Every unauthorized entry upon private property is a trespass, the right of a person in possession or entitled to possession of premises to exclude others from those premises being a fundamental common law right. In accordance with that principle, a police officer who enters or remains on private property without the leave or licence of the person in possession or entitled to possession commits a trespass unless the entry or presence on the premises is authorized or excused by law.

Statutory authority to engage in what otherwise would be tortious conduct must be clearly expressed in unmistakable and unambiguous language. Indeed, it has been said that the presumption is that, in the absence of express provision to the contrary, the legislature did not intend to authorize what would otherwise have been tortious conduct. But the presumption is rebuttable and will be displaced if there is a clear implication that authority to enter or remain upon private property was intended. Such an implication may be made, in some circumstances, if it is necessary to prevent the statutory provisions from becoming inoperative or meaningless. However, as Gaudron and McHugh JJ observed in Plenty v Dillon (1991): ‘Inconvenience in carrying out an object authorized by legislation is not a ground for eroding fundamental common law rights’.[16]

International law and bills of rights

16.13   While international covenants typically do not refer to the right of an individual not to be subject to tortious conduct in such terms, many of their articles set out fundamental freedoms and rights which might be infringed by a person committing a tort.

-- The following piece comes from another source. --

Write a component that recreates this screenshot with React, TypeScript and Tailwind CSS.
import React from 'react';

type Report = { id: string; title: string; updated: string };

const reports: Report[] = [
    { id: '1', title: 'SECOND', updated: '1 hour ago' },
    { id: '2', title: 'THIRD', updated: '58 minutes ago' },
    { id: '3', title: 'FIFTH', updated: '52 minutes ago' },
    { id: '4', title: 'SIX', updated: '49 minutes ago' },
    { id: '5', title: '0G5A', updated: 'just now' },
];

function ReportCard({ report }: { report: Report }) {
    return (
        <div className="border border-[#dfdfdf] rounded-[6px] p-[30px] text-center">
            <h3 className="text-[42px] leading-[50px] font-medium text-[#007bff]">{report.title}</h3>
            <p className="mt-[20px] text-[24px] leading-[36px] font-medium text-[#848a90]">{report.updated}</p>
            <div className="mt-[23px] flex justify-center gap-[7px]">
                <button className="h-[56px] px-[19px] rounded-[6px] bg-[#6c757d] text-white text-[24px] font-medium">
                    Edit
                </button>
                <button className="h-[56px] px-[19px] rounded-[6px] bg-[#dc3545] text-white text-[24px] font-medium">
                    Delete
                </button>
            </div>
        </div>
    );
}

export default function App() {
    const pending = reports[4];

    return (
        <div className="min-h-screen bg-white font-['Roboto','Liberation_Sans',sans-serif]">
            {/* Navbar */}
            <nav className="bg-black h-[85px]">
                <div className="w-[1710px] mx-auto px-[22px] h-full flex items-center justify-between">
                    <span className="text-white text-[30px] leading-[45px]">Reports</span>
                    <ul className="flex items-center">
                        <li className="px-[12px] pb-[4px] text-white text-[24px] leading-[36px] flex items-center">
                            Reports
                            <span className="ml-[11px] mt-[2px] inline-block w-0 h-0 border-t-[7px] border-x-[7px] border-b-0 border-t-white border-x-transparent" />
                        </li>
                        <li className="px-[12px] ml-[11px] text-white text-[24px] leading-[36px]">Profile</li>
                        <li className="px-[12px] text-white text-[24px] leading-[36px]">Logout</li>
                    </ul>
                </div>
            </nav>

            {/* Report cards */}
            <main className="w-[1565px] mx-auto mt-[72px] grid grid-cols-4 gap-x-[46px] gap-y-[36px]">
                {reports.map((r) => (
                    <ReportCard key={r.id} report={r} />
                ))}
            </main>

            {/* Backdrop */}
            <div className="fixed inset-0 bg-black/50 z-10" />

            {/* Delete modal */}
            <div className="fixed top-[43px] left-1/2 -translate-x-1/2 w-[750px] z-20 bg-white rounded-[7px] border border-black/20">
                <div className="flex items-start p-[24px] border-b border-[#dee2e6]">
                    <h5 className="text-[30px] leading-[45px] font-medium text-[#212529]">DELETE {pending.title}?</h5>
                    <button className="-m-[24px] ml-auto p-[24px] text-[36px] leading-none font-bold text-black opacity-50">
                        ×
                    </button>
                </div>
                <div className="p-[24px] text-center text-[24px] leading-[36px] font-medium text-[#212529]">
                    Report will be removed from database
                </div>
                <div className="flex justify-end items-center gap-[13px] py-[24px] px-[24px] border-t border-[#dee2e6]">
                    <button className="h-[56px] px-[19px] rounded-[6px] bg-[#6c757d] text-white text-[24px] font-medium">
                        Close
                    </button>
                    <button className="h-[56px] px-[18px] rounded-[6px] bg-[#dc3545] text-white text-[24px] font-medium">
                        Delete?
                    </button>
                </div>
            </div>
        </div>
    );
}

16.14   Torture, for example, would constitute the torts of assault and/or battery and breach art 7 of the International Covenant on Civil and Political Rights. Imprisoning a person without lawful authority would constitute the tort of false imprisonment and breach art 9 of the ICCPR. Defaming a person would constitute the tort of defamation and breach art 17. While there is as yet no settled tort of invasion of privacy in Australian common law, the equitable action of breach of confidence protects correspondence from interferences in breach of art 17.[17]

16.15   International instruments cannot be used to ‘override clear and valid provisions of Australian national law’.[18] However, where a statute is ambiguous, courts will generally favour a construction that accords with Australia’s international obligations.[19]